--- Begin ---

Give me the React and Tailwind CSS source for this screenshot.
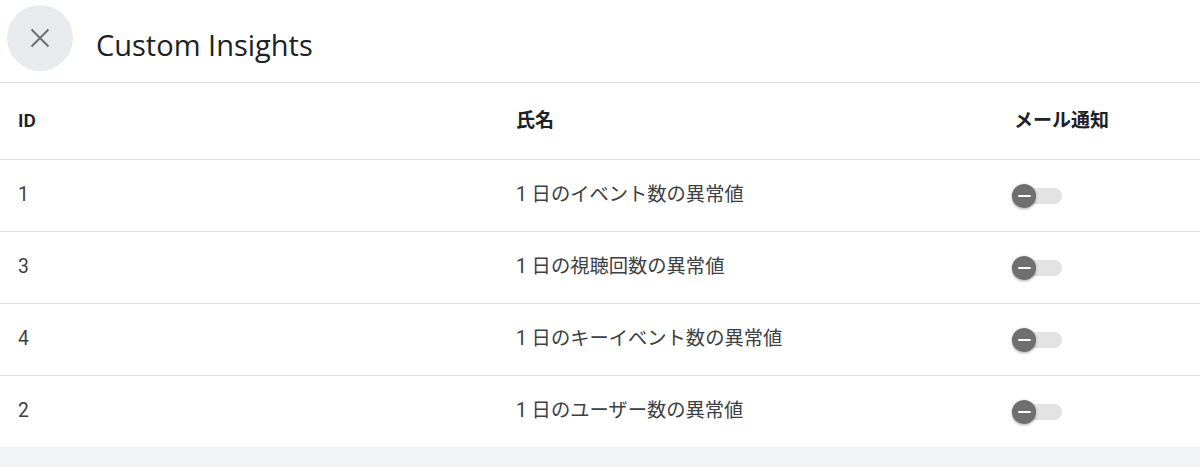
import React from 'react';

const rows = [
  { id: '1', name: '1 日のイベント数の異常値' },
  { id: '3', name: '1 日の視聴回数の異常値' },
  { id: '4', name: '1 日のキーイベント数の異常値' },
  { id: '2', name: '1 日のユーザー数の異常値' },
];

const Toggle = () => (
  <div className="relative w-[50px] h-[24px] flex items-center">
    <div className="absolute left-[4px] right-0 h-[16px] rounded-full bg-[#e3e3e3]" />
    <div className="relative w-[24px] h-[24px] rounded-full bg-[#6f6f6f] shadow-[0_1px_3px_rgba(0,0,0,0.35)] flex items-center justify-center">
      <div className="w-[13px] h-[2px] bg-white rounded-sm" />
    </div>
  </div>
);

const App = () => {
  const font = { fontFamily: 'Roboto, "Noto Sans CJK JP", sans-serif' };
  return (
    <div className="w-[1200px] h-[467px] bg-[#f1f3f4] flex flex-col" style={font}>
      <div className="bg-white h-[83px] border-b border-[#e0e0e0] flex items-start pl-[7px] pt-[5px]">
        <button className="w-[66px] h-[66px] rounded-full bg-[#e8eaed] flex items-center justify-center text-[#6b6f73]">
          <svg width="24" height="24" viewBox="0 0 24 24" fill="none" stroke="currentColor" strokeWidth="2" strokeLinecap="butt">
            <path d="M3.5 3.5l17 17M20.5 3.5l-17 17" />
          </svg>
        </button>
        <h1 className="ml-[23px] mt-[23px] text-[29px] leading-[34px] text-[#202124]" style={{ fontFamily: '"Open Sans", sans-serif' }}>
          Custom Insights
        </h1>
      </div>
      <div className="bg-white">
        <div className="h-[77px] border-b border-[#e0e0e0] flex items-center text-[19px] font-semibold text-[#202124]">
          <div className="w-[516px] pl-[18px]">ID</div>
          <div className="w-[498px]">氏名</div>
          <div>メール通知</div>
        </div>
        {rows.map((r, i) => (
          <div
            key={r.id}
            className={`flex items-center text-[19.3px] text-[#3c4043] ${i < rows.length - 1 ? 'h-[72px] border-b border-[#e0e0e0]' : 'h-[71px]'}`}
          >
            <div className="w-[516px] pl-[18px]">{r.id}</div>
            <div className="w-[496px]">{r.name}</div>
            <Toggle />
          </div>
        ))}
      </div>
    </div>
  );
};

export default App;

--- End ---

# [Problem statement]
Tell how many lines of the material above hold "React", answering with a bare number.

# [The result]
2